Written problem.
Return only those lines from the line containing "Write a component" to the line containing "import * as React from 'react'", both included, and please omit the pictures.

Task material.
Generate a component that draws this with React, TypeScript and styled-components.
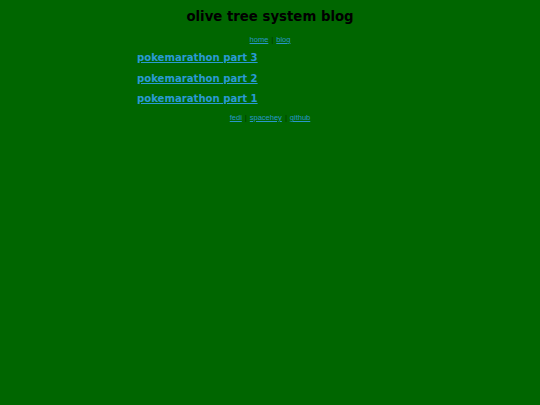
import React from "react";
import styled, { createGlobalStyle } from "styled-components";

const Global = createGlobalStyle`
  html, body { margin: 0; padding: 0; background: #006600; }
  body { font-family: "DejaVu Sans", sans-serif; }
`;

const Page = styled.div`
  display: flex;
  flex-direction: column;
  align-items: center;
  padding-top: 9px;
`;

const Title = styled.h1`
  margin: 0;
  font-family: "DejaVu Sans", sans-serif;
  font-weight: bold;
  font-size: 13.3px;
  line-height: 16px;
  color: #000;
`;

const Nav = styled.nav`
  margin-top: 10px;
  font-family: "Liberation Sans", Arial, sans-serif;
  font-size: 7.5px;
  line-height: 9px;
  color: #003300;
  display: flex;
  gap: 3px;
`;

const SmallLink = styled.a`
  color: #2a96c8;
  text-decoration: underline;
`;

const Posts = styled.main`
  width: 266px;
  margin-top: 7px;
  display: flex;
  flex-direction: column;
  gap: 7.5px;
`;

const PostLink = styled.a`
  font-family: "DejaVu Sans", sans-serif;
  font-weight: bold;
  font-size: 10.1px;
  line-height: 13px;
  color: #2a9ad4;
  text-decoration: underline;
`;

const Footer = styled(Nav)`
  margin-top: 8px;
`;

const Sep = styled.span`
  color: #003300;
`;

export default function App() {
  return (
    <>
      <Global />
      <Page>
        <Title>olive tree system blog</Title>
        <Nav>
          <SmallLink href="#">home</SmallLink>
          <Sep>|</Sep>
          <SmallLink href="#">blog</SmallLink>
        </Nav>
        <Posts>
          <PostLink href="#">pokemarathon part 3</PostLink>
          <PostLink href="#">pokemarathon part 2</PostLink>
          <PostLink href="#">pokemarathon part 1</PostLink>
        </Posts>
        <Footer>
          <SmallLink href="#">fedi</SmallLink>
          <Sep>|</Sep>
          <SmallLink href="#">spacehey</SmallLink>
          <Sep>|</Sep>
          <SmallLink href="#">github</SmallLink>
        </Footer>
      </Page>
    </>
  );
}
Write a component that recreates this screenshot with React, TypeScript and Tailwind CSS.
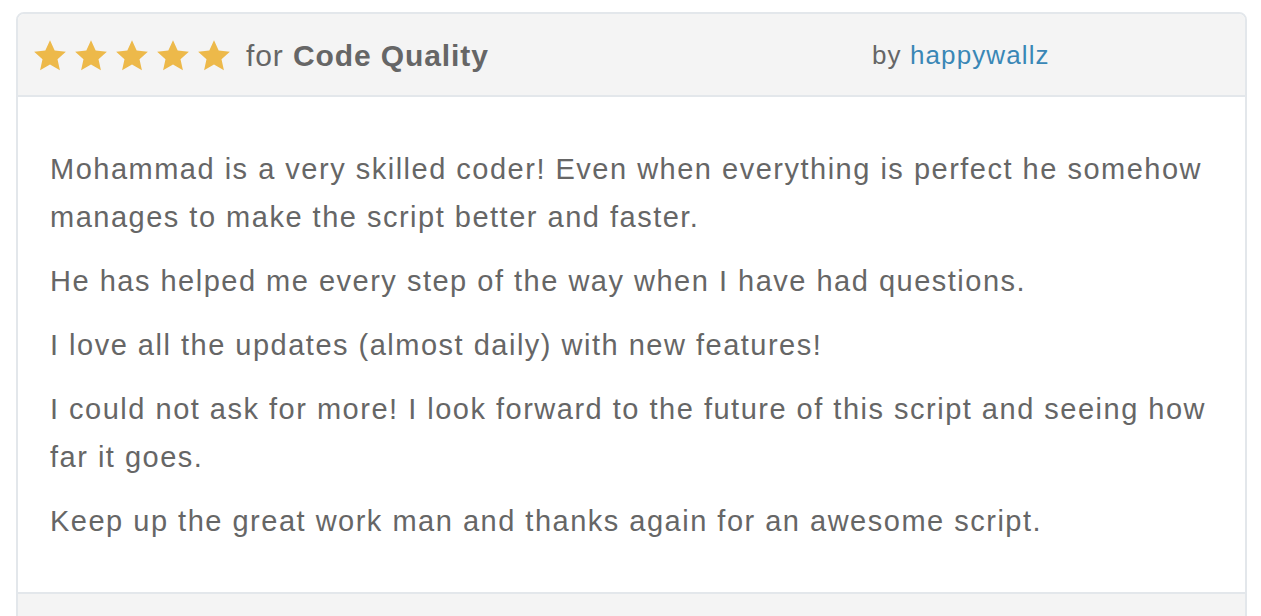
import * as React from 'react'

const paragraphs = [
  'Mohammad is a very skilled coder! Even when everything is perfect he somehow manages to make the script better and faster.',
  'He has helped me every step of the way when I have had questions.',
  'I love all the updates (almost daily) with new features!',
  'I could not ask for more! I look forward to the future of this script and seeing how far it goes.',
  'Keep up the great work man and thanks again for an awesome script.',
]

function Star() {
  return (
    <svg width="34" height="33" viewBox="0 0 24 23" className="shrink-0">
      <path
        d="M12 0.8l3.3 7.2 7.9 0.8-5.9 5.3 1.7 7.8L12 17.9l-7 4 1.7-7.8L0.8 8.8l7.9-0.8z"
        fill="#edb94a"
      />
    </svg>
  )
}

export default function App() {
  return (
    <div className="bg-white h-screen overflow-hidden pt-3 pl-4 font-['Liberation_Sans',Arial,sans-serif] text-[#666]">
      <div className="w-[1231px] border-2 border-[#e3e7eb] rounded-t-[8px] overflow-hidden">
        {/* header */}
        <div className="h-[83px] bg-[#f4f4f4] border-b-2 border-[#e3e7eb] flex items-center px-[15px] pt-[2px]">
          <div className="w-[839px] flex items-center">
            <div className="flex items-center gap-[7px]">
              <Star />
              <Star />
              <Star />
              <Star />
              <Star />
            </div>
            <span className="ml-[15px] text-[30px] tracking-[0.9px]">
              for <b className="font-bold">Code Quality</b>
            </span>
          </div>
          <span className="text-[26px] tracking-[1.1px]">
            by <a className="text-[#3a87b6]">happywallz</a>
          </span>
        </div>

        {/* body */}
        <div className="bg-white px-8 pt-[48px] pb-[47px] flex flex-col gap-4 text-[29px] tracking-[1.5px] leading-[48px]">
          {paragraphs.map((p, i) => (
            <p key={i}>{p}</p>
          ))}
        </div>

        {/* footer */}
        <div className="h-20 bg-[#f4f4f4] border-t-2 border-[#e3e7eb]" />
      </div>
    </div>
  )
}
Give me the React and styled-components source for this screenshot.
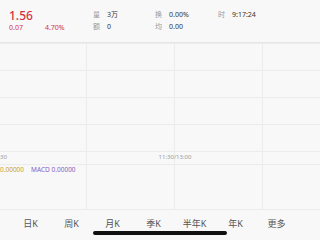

Exercise solution.
Write a component that recreates this screenshot with React, TypeScript and Tailwind CSS.
import * as React from 'react'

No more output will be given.